Liminality in a Virtual Space
February 25, 2008
The papers written by Vesna, Durkheim and Turner all emphasize the requirement of a community to define a space or to give it life. In a religious context and in Durkheim’s view this can be called a churched, and is what delineates magic from religion. The need to transition into this community from the profane into the sacred id highly emphasized in Turner’s piece and the term liminality defines the space in which one exists while in transition from the profane to the sacred.

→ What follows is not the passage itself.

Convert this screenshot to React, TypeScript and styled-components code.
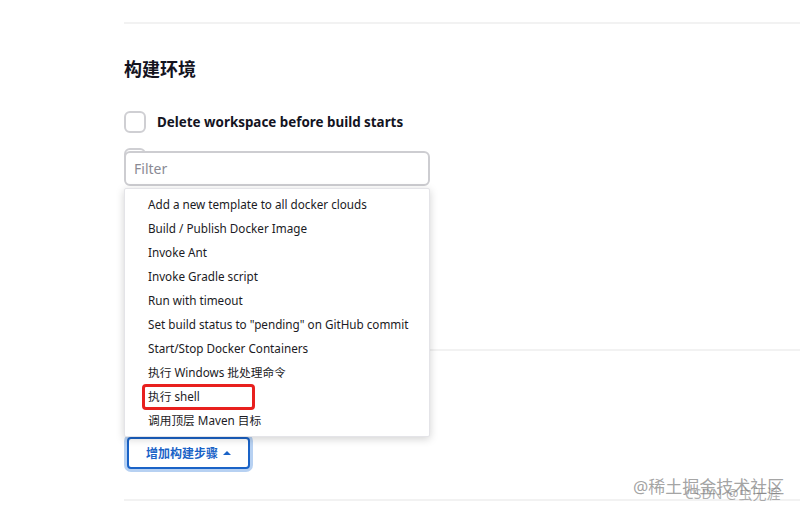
import React from "react";
import styled, { createGlobalStyle } from "styled-components";

const Global = createGlobalStyle`
  html, body { margin: 0; padding: 0; background: #fff; }
  body { font-family: "Noto Sans", "Noto Sans CJK SC", sans-serif; color: #14141f; }
  * { box-sizing: border-box; }
`;

const Page = styled.div`
  position: relative;
  width: 800px;
  height: 512px;
  overflow: hidden;
  padding-left: 124px;
  padding-top: 22px;
`;

const Divider = styled.div<{ $mt: number }>`
  height: 2px;
  background: #f2f2f2;
  margin-top: ${(p) => p.$mt}px;
`;

const Heading = styled.h2`
  margin: 33px 0 0;
  font-size: 18px;
  line-height: 24px;
  font-weight: 700;
  color: #14141f;
`;

const Row = styled.label`
  display: flex;
  align-items: center;
  gap: 11px;
  height: 22px;
  margin-top: 30px;
`;

const HiddenRow = styled.div`
  display: flex;
  align-items: center;
  height: 22px;
  margin-top: 15px;
`;

const Box = styled.span`
  width: 22px;
  height: 22px;
  border: 2px solid #cfcfd3;
  border-radius: 6px;
  background: #fff;
  flex: none;
`;

const Circle = styled.span`
  width: 16px;
  height: 16px;
  border-radius: 50%;
  background: #e8e8ec;
  margin-left: 199px;
`;

const Label = styled.span`
  font-size: 13.4px;
  font-weight: 700;
  color: #14141f;
`;

const ButtonArea = styled.div`
  padding: 86px 0 0 3px;
`;

const AddButton = styled.button`
  display: inline-flex;
  align-items: center;
  gap: 5px;
  height: 32px;
  padding: 0 17px 0 17px;
  border: 2px solid #1a63c7;
  border-radius: 4px;
  background: #fff;
  color: #1a63c7;
  font-family: "Noto Sans", "Noto Sans CJK SC", sans-serif;
  font-size: 12px;
  font-weight: 700;
  box-shadow: 0 0 0 3px #b7d1f2;
`;

const Caret = styled.span`
  width: 0;
  height: 0;
  border-left: 4px solid transparent;
  border-right: 4px solid transparent;
  border-bottom: 4px solid #1a63c7;
`;

const Popup = styled.div`
  position: absolute;
  left: 124px;
  top: 151px;
  width: 306px;
  display: flex;
  flex-direction: column;
  gap: 2px;
`;

const Filter = styled.div`
  height: 35px;
  border: 2px solid #cdcdd1;
  border-radius: 6px;
  background: #fff;
  display: flex;
  align-items: center;
  padding-left: 8px;
  font-size: 14px;
  color: #8a8a94;
`;

const Menu = styled.ul`
  list-style: none;
  margin: 0;
  padding: 3px 0 4px;
  background: #fff;
  border: 1px solid #e4e4e8;
  border-radius: 2px;
  box-shadow: 0 2px 8px rgba(0, 0, 0, 0.18);
`;

const Item = styled.li`
  position: relative;
  height: 24px;
  line-height: 24px;
  padding-left: 23px;
  font-size: 11.7px;
  color: #1b1b24;
  white-space: nowrap;
`;

const Mark = styled.span`
  position: absolute;
  left: 17px;
  top: 0;
  width: 113px;
  height: 26px;
  border: 3px solid #e8201e;
  border-radius: 4px;
`;

const Watermark = styled.div<{ $x: number; $y: number; $size: number; $tone: string }>`
  position: absolute;
  left: ${(p) => p.$x}px;
  top: ${(p) => p.$y}px;
  font-size: ${(p) => p.$size}px;
  line-height: 1;
  color: ${(p) => p.$tone};
  white-space: nowrap;
`;

const items = [
  "Add a new template to all docker clouds",
  "Build / Publish Docker Image",
  "Invoke Ant",
  "Invoke Gradle script",
  "Run with timeout",
  'Set build status to "pending" on GitHub commit',
  "Start/Stop Docker Containers",
  "执行 Windows 批处理命令",
  "执行 shell",
  "调用顶层 Maven 目标",
];

export default function App() {
  return (
    <>
      <Global />
      <Page>
        <Divider $mt={0} />
        <Heading>构建环境</Heading>
        <Row>
          <Box />
          <Label>Delete workspace before build starts</Label>
        </Row>
        <HiddenRow>
          <Box />
          <Circle />
        </HiddenRow>
        <Divider $mt={179} />
        <ButtonArea>
          <AddButton>
            增加构建步骤
            <Caret />
          </AddButton>
        </ButtonArea>
        <Divider $mt={30} />
        <Popup>
          <Filter>Filter</Filter>
          <Menu>
            {items.map((t) => (
              <Item key={t}>
                {t}
                {t === "执行 shell" && <Mark />}
              </Item>
            ))}
          </Menu>
        </Popup>
        <Watermark $x={633} $y={478} $size={17} $tone="rgba(140,140,140,0.8)">@稀土掘金技术社区</Watermark>
        <Watermark $x={685} $y={487} $size={14} $tone="rgba(120,120,120,0.6)">CSDN @虫无涯</Watermark>
      </Page>
    </>
  );
}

Vesna’s virtual networking projects and socially constructed online environments fit the trends defined by both Durkheim and Tuner as a rite of passage, and the changes an individual goes through during that rite. What Vesna describes as the initial chaos of his unaltered environment in n0time seems to be a state of Turner’s liminality, a space in which the masses of unrefined humanity are able to impact the greater structure (envisioned as the abilities of a court jester in said article). This is illustrated geometrically in the tensegrity structure which is characterized by its “elastic interval geometry”.

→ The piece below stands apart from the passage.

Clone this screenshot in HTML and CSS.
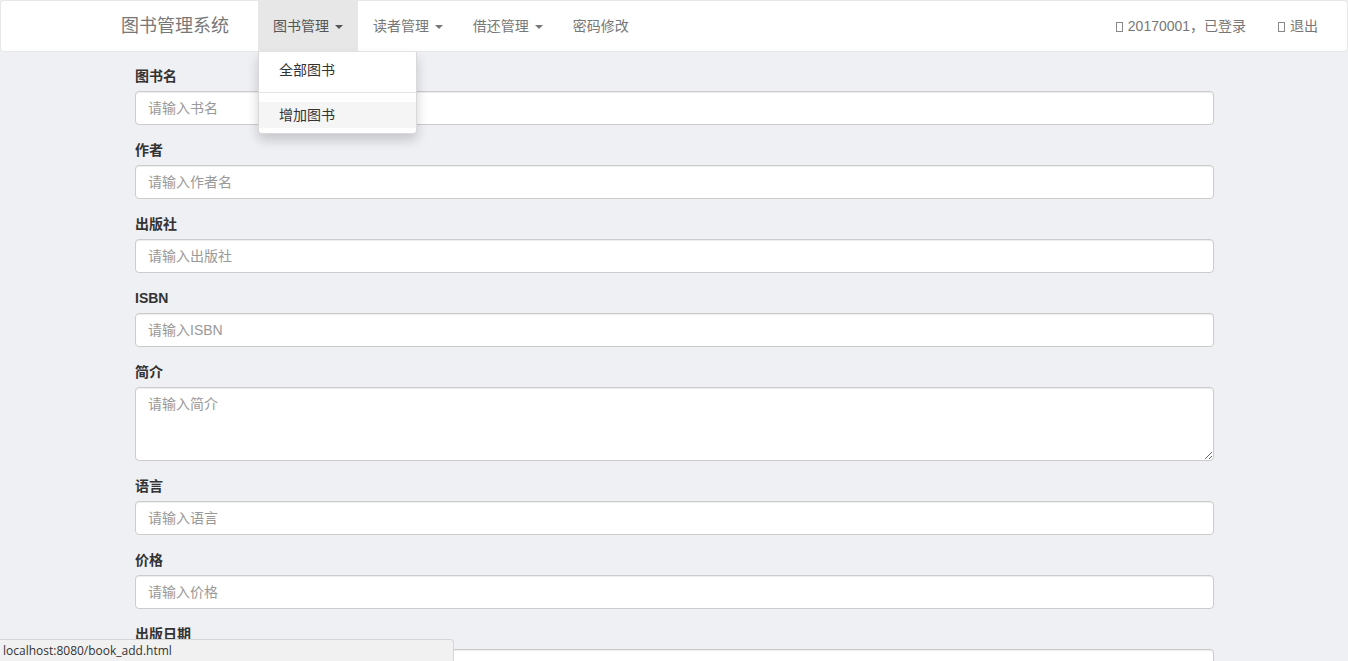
FILE: index.html
```html
<!DOCTYPE html>
<html lang="zh">
<head>
<meta charset="utf-8">
<title>增加图书</title>
<link rel="stylesheet" href="styles.css">
</head>
<body>
<nav class="navbar">
  <div class="nav-left">
    <span class="brand">图书管理系统</span>
    <ul class="nav">
      <li class="nav-item active">
        <span class="nav-link">图书管理 <span class="caret"></span></span>
        <ul class="dropdown">
          <li class="dd-item">全部图书</li>
          <li class="dd-divider"></li>
          <li class="dd-item hover">增加图书</li>
        </ul>
      </li>
      <li class="nav-item"><span class="nav-link">读者管理 <span class="caret"></span></span></li>
      <li class="nav-item"><span class="nav-link">借还管理 <span class="caret"></span></span></li>
      <li class="nav-item"><span class="nav-link">密码修改</span></li>
    </ul>
  </div>
  <ul class="nav nav-right">
    <li class="nav-item"><span class="nav-link"><span class="gi"></span> 20170001，已登录</span></li>
    <li class="nav-item"><span class="nav-link"><span class="gi"></span> 退出</span></li>
  </ul>
</nav>

<form class="book-form">
  <div class="form-group">
    <label>图书名</label>
    <input class="form-control" type="text" placeholder="请输入书名">
  </div>
  <div class="form-group">
    <label>作者</label>
    <input class="form-control" type="text" placeholder="请输入作者名">
  </div>
  <div class="form-group">
    <label>出版社</label>
    <input class="form-control" type="text" placeholder="请输入出版社">
  </div>
  <div class="form-group">
    <label>ISBN</label>
    <input class="form-control" type="text" placeholder="请输入ISBN">
  </div>
  <div class="form-group">
    <label>简介</label>
    <textarea class="form-control area" rows="3" placeholder="请输入简介"></textarea>
  </div>
  <div class="form-group">
    <label>语言</label>
    <input class="form-control" type="text" placeholder="请输入语言">
  </div>
  <div class="form-group">
    <label>价格</label>
    <input class="form-control" type="text" placeholder="请输入价格">
  </div>
  <div class="form-group">
    <label>出版日期</label>
    <input class="form-control" type="text" placeholder="请输入出版日期">
  </div>
</form>

<div class="status-bubble">localhost:8080/book_add.html</div>
</body>
</html>
```

FILE: styles.css
```css
* { box-sizing: border-box; }
html, body {
  margin: 0;
  padding: 0;
  height: 100%;
  overflow: hidden;
}
body {
  background: #eff0f4;
  font-family: "Liberation Sans", Arial, "Noto Sans CJK SC", sans-serif;
  font-size: 14px;
  line-height: 20px;
  color: #333;
}
ul { list-style: none; margin: 0; padding: 0; }

.navbar {
  display: flex;
  justify-content: space-between;
  height: 52px;
  background: #fff;
  border: 1px solid #e7e7e7;
  border-radius: 4px;
  padding: 0 14px 0 105px;
}
.nav-left { display: flex; }
.brand {
  padding: 15px 15px;
  font-size: 18px;
  line-height: 20px;
  color: #777;
  margin-right: 14px;
}
.nav { display: flex; }
.nav-item { position: relative; }
.nav-link {
  display: block;
  padding: 15px 15px;
  color: #777;
  line-height: 20px;
}
.nav-item.active > .nav-link {
  background: #e7e7e7;
  color: #555;
}
.caret {
  display: inline-block;
  width: 0;
  height: 0;
  margin-left: 2px;
  vertical-align: middle;
  border-top: 4px solid;
  border-left: 4px solid transparent;
  border-right: 4px solid transparent;
}
.nav-right .nav-link { padding: 15px 15px 15px 16px; }
.nav-right .nav-item + .nav-item { margin-left: 1px; }
.gi {
  display: inline-block;
  width: 7px;
  height: 10px;
  border: 1px solid #888;
  vertical-align: -1px;
  margin-right: 1px;
}

.dropdown {
  position: absolute;
  top: calc(100% + 1px);
  left: 0;
  z-index: 10;
  width: 159px;
  padding: 5px 0;
  background: #fff;
  border: 1px solid rgba(0,0,0,.15);
  border-top: 0;
  border-radius: 0 0 4px 4px;
  box-shadow: 0 6px 12px rgba(0,0,0,.175);
}
.dd-item {
  padding: 3px 20px;
  line-height: 20px;
  color: #333;
}
.dd-item.hover { background: #f5f5f5; }
.dd-divider {
  height: 1px;
  margin: 9px 0;
  background: #e5e5e5;
}

.book-form {
  padding: 14px 134px 0 135px;
}
.form-group { margin-bottom: 15px; }
.form-group label {
  display: block;
  font-weight: bold;
  margin-bottom: 5px;
  line-height: 20px;
  color: #333;
}
.form-control {
  display: block;
  width: 100%;
  height: 34px;
  padding: 6px 12px;
  font-family: inherit;
  font-size: 14px;
  line-height: 20px;
  color: #555;
  background: #fff;
  border: 1px solid #ccc;
  border-radius: 4px;
  box-shadow: inset 0 1px 1px rgba(0,0,0,.075);
  margin: 0;
}
.form-control::placeholder { color: #999; }
.form-control.area {
  height: 74px;
  resize: vertical;
}

.status-bubble {
  position: fixed;
  left: 0;
  bottom: 0;
  width: 454px;
  height: 22px;
  padding: 2px 3px;
  background: #f1f1f1;
  border: 1px solid #d6d6d6;
  border-left: 0;
  border-bottom: 0;
  border-radius: 0 4px 0 0;
  font-family: "Open Sans", "Liberation Sans", sans-serif;
  font-size: 12px;
  line-height: 17px;
  color: #333;
}
```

The effectiveness of both a ritual and a virtual communal space such as n0time are dependent on collaboration. In one instance this collaborative space is a church, the other a virtual environment. It can be argued that the roles taken within each of these spaces is not all that different. This returns us to that sense of liminality and communitas as discussed thoroughly in Turner’s piece. The paradox that Turner seems to face in the discussion is how can the seemingly marginal or lowly social figures play such and influential role in the formation and continuation of a hierarchical social structure such as a religion or in a more applied circumstance, a virtual network. These spaces are again dependent on collaboration. And collaboration exists at the time of liminality, when these singular figures are working to better themselves or prove them worthy to pass from the profane to the sacred. Vesna’s highly interactive environment works both in physical space, determining the time participants spend working on their mema driven avatars, and within the virtual space itself, charting the interaction and development of these figures. It is the addition of a new identity in this virtual space that necessitates a sort of proving ground, or a suspended time (made possible by “virtual un-ending time’) to develop ones most sacred properties.

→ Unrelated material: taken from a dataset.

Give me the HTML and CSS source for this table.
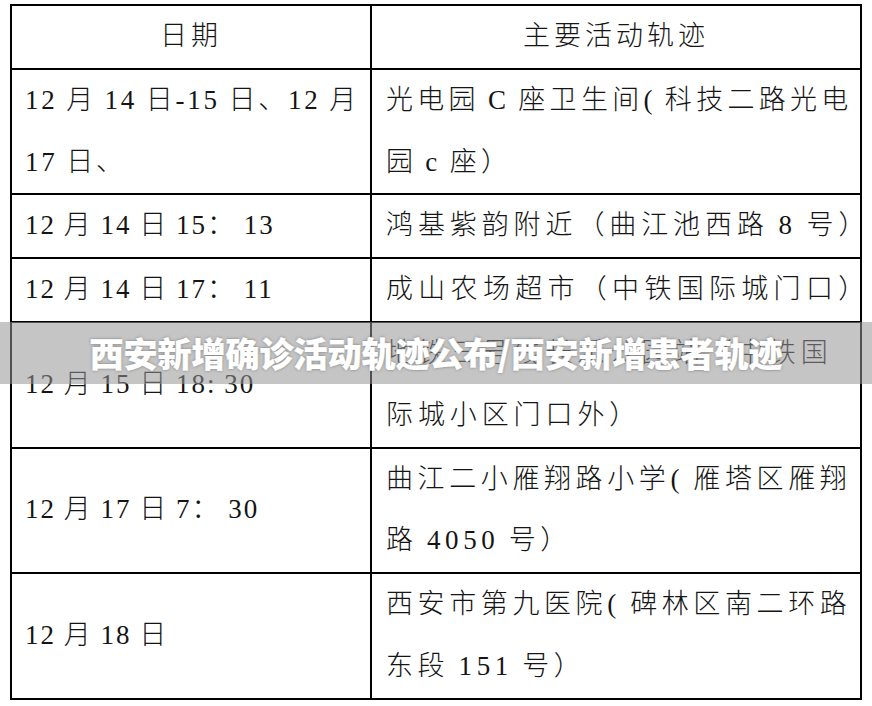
FILE: index.html
```html
<!DOCTYPE html>
<html lang="zh-CN">
<head>
<meta charset="utf-8">
<title>西安新增确诊活动轨迹公布</title>
<link rel="stylesheet" href="styles.css">
</head>
<body>
<div class="page">
  <table class="trace">
    <colgroup>
      <col class="col-date">
      <col class="col-place">
    </colgroup>
    <thead>
      <tr>
        <th>日期</th>
        <th>主要活动轨迹</th>
      </tr>
    </thead>
    <tbody>
      <tr>
        <td class="date spread">12 月 14 日-15 日、12 月<br>17 日、</td>
        <td class="place tight">光电园 C 座卫生间( 科技二路光电<br>园 c 座）</td>
      </tr>
      <tr>
        <td class="date">12 月 14 日 15： 13</td>
        <td class="place">鸿基紫韵附近（曲江池西路 8 号）</td>
      </tr>
      <tr>
        <td class="date">12 月 14 日 17： 11</td>
        <td class="place wide">成山农场超市（中铁国际城门口）</td>
      </tr>
      <tr>
        <td class="date">12 月 15 日 18: 30</td>
        <td class="place">地铁三号线长乐公园站（中铁国<br>际城小区门口外）</td>
      </tr>
      <tr>
        <td class="date">12 月 17 日 7： 30</td>
        <td class="place narrow">曲江二小雁翔路小学( 雁塔区雁翔<br>路 4050 号）</td>
      </tr>
      <tr>
        <td class="date">12 月 18 日</td>
        <td class="place narrow">西安市第九医院( 碑林区南二环路<br>东段 151 号）</td>
      </tr>
    </tbody>
  </table>
  <div class="banner">西安新增确诊活动轨迹公布/西安新增患者轨迹</div>
</div>
</body>
</html>
```

FILE: styles.css
```css
html, body {
  margin: 0;
  padding: 0;
  background: #ffffff;
}

.page {
  position: relative;
  width: 872px;
  height: 706px;
  overflow: hidden;
  padding: 4px 0 0 10px;
  box-sizing: border-box;
}

.trace {
  border-collapse: collapse;
  table-layout: fixed;
  width: 850px;
  font-family: "Liberation Serif", "Noto Sans CJK SC", serif;
  font-size: 27px;
  font-weight: 300;
  color: #151515;
  line-height: 61.8px;
}

.col-date {
  width: 360px;
}

.col-place {
  width: 490px;
}

.trace th,
.trace td {
  border: 2px solid #000;
  padding: 0;
  white-space: nowrap;
  vertical-align: middle;
  overflow: visible;
}

.trace th {
  font-weight: 300;
  text-align: center;
  letter-spacing: 4px;
}

.date {
  padding-left: 13px !important;
  letter-spacing: 2px;
  word-spacing: -1px;
}

.spread {
  letter-spacing: 2.8px;
}

.place {
  padding-left: 14px !important;
  letter-spacing: 4.9px;
  word-spacing: -2px;
}

.narrow {
  letter-spacing: 4.6px;
}

.tight {
  letter-spacing: 4.3px;
  word-spacing: -3px;
}

.wide {
  letter-spacing: 5.3px;
}

.banner {
  position: absolute;
  left: 0;
  top: 322px;
  width: 872px;
  height: 62px;
  background: rgba(150, 150, 150, 0.55);
  color: #ffffff;
  font-family: "Noto Sans CJK SC", sans-serif;
  font-weight: 900;
  font-size: 34px;
  line-height: 62px;
  text-align: center;
  white-space: nowrap;
  text-shadow: 0 0 3px rgba(80, 80, 80, 0.7), 0.5px 0 0 #fff, -0.5px 0 0 #fff;
}
```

It is in this new virtual space (the internet or MMORPGs or the like) that time seemingly stands still, and a more complete application or ritual rites of passage are allowed to a higher number of participants, as they are not limited by real world time. IT has become a growing network and developing within it are classes of participants. The structure of these participants directly impacts the structure of the collaboration or the network. These new virtual spaces have become proving grounds within a constantly changing interface unconstrained by real world space time.